As always tends to happen with these things, the guys in the company are in charge of lifting the heavy metal poles that form the cube itself whilst the girls do the less heavy lifting and preparation (that’s equality for you). To my surprise and delight, I was initially placed on the girls’ team. The reason for that is probably because I am short with the upper body strength of a newly-born kitten, but I didn’t care…it got me out of the heavy lifting. I would stand there doing the fiddly stuff that has been assigned to the girls and watch the rest of the guys sweat and grunt under the weight of the metal poles, hammering and ratcheting bolts into place.

It didn’t last. For some reason or other, I’ve recently been asked to help the rest of the guys in doing the heavy stuff. I didn’t actually mind much, until I came across once particular joint. You see, the large metal struts are fitted together at the corners by placing the end of one pole into a hole at the end of another one, like a plug into a wall socket. There is, however, one particular joint that seems to have a problem with this idea and doesn’t cooperate with us. It’s the top left corner of the cube, and for some reason, even though I am the shortest of the group, I always seem to end up doing it myself.
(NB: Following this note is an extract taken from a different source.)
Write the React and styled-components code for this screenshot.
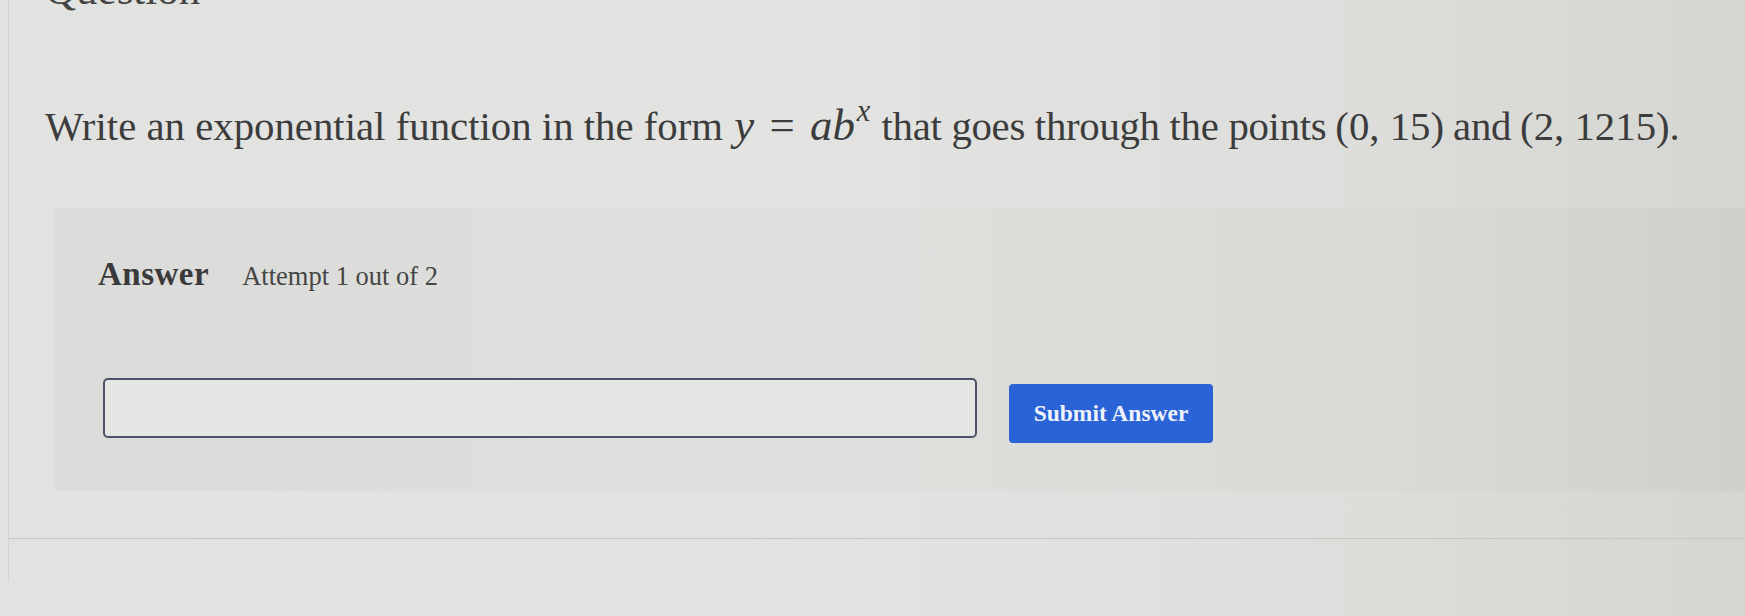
import React from "react";
import styled, { createGlobalStyle } from "styled-components";

const GlobalStyle = createGlobalStyle`
  html, body {
    margin: 0;
    padding: 0;
    height: 100%;
    overflow: hidden;
  }
  body {
    background: linear-gradient(90deg, #e2e3e0 0%, #e3e4e2 45%, #dedfdc 75%, #d5d6d1 100%);
    font-family: "Liberation Serif", "Times New Roman", serif;
    color: #464646;
  }
`;

const Page = styled.main`
  min-height: 616px;
  margin-left: 8px;
  padding-left: 36px;
  border-left: 1px solid #d2d3d0;
  box-sizing: border-box;
`;

const Heading = styled.h2`
  margin: -34px 0 0;
  font-size: 43px;
  line-height: 48px;
  font-weight: 400;
  color: #454545;
`;

const Prompt = styled.p`
  margin: 85px 0 0;
  font-size: 40.8px;
  line-height: 52px;
  color: #3c3c3c;
  white-space: nowrap;
`;

const Trail = styled.span`
  letter-spacing: -0.3px;
`;

const Math = styled.span`
  font-family: "Liberation Serif", "Times New Roman", serif;
  font-size: ${(p) => p.$scale || "1em"};
  letter-spacing: 0;
  margin: 0 ${(p) => p.$space || "0.12em"};
`;

const Var = styled.i`
  font-style: italic;
`;

const Sup = styled.sup`
  font-size: 0.68em;
  font-style: italic;
  vertical-align: 0.62em;
  line-height: 0;
  margin-left: 0.06em;
`;

const Rel = styled.span`
  margin: 0 0.34em;
`;

const AnswerPanel = styled.section`
  margin: 55px 0 0 10px;
  padding: 48px 0 48px 43px;
  background: linear-gradient(90deg, #dbdcd9 0%, #dfe0dd 45%, #d9dad6 80%, #cfd0cb 100%);
`;

const LabelRow = styled.div`
  display: flex;
  align-items: baseline;
  gap: 33px;
  line-height: 36px;
`;

const Label = styled.span`
  font-size: 33px;
  font-weight: 700;
  letter-spacing: 0.5px;
  color: #3a3a3a;
`;

const Attempt = styled.span`
  font-size: 26.5px;
  color: #454545;
`;

const InputRow = styled.div`
  display: flex;
  align-items: center;
  gap: 32px;
  margin: 78px 0 0 5px;
`;

const AnswerInput = styled.input`
  width: 874px;
  height: 60px;
  box-sizing: border-box;
  border: 2px solid #4c5266;
  border-radius: 5px;
  background: #e5e6e4;
  outline: none;
  font: inherit;
`;

const SubmitButton = styled.button`
  width: 204px;
  height: 59px;
  margin-top: 12px;
  border: none;
  border-radius: 4px;
  background: #2a63d6;
  color: #eef2fb;
  font-family: "Liberation Serif", "Times New Roman", serif;
  font-size: 23.5px;
  font-weight: 700;
  cursor: pointer;
`;

const Divider = styled.hr`
  margin: 47px 0 0 -36px;
  border: none;
  height: 1px;
  background: #c6c7c3;
`;

export default function App() {
  return (
    <>
      <GlobalStyle />
      <Page>
        <Heading>Question</Heading>
        <Prompt>
          Write an exponential function in the form
          <Math $scale="1.1em" $space="0.25em">
            <Var>y</Var>
            <Rel>=</Rel>
            <Var>ab</Var>
            <Sup>x</Sup>
          </Math>
          <Trail>
            that goes through the points
            <Math $space="0.22em">(0, 15)</Math>
            and
            <Math $space="0.22em">(2, 1215).</Math>
          </Trail>
        </Prompt>
        <AnswerPanel>
          <LabelRow>
            <Label>Answer</Label>
            <Attempt>Attempt 1 out of 2</Attempt>
          </LabelRow>
          <InputRow>
            <AnswerInput type="text" aria-label="Answer" />
            <SubmitButton type="button">Submit Answer</SubmitButton>
          </InputRow>
        </AnswerPanel>
        <Divider />
      </Page>
    </>
  );
}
I’m not sure how or why, its just the way things seem to pan out when we’re constructing the cube.

It’s become the thing I dread doing most in the day. I stand on a box and wrestle and push and shove and wiggle it about, like some weird circus act or male pole dancer. It simply refuses to fit together. The upshot is that my arms and back soon begin to ache and threaten to go into spasm mode. I sweat and curse and generally end up untidy, sweaty, grumpy and aching. Not the best thing to be doing before a performance and certainly not the best way to prepare.

But I still do it. Why? Because that’s Edinburgh baby! It’s what being an actor on a show in Edinburgh means. You’re there to do a show and if that’s what needs to be done in order to be able to do the show, then that’s what needs to be done. Yes, it’s one of the most complicated sets I’ve seen yet in Edinburgh, but it’s incredibly effective and the play wouldn’t be half as powerful without it. And so, later on today I will probably find myself climbing up onto a box to wrestle with a long metal pole once again.

Still, at least our set isn’t the most complicated set I’ve seen. The guys doing the show just before ours have a much more complicated set to dismantle. It’s some sort of igloo shaped dome thing made out of large bits of aluminum. Dismantling it involves the use of lots of tools and other implements that shouldn’t be used outside of a shipyard. Every day, I thank my lucky stars that ours isn’t as complicated to dismantle as that. Still, I never see anyone of them grunting and sweating and hanging off a pole like a monkey, trying to get it to fit into place.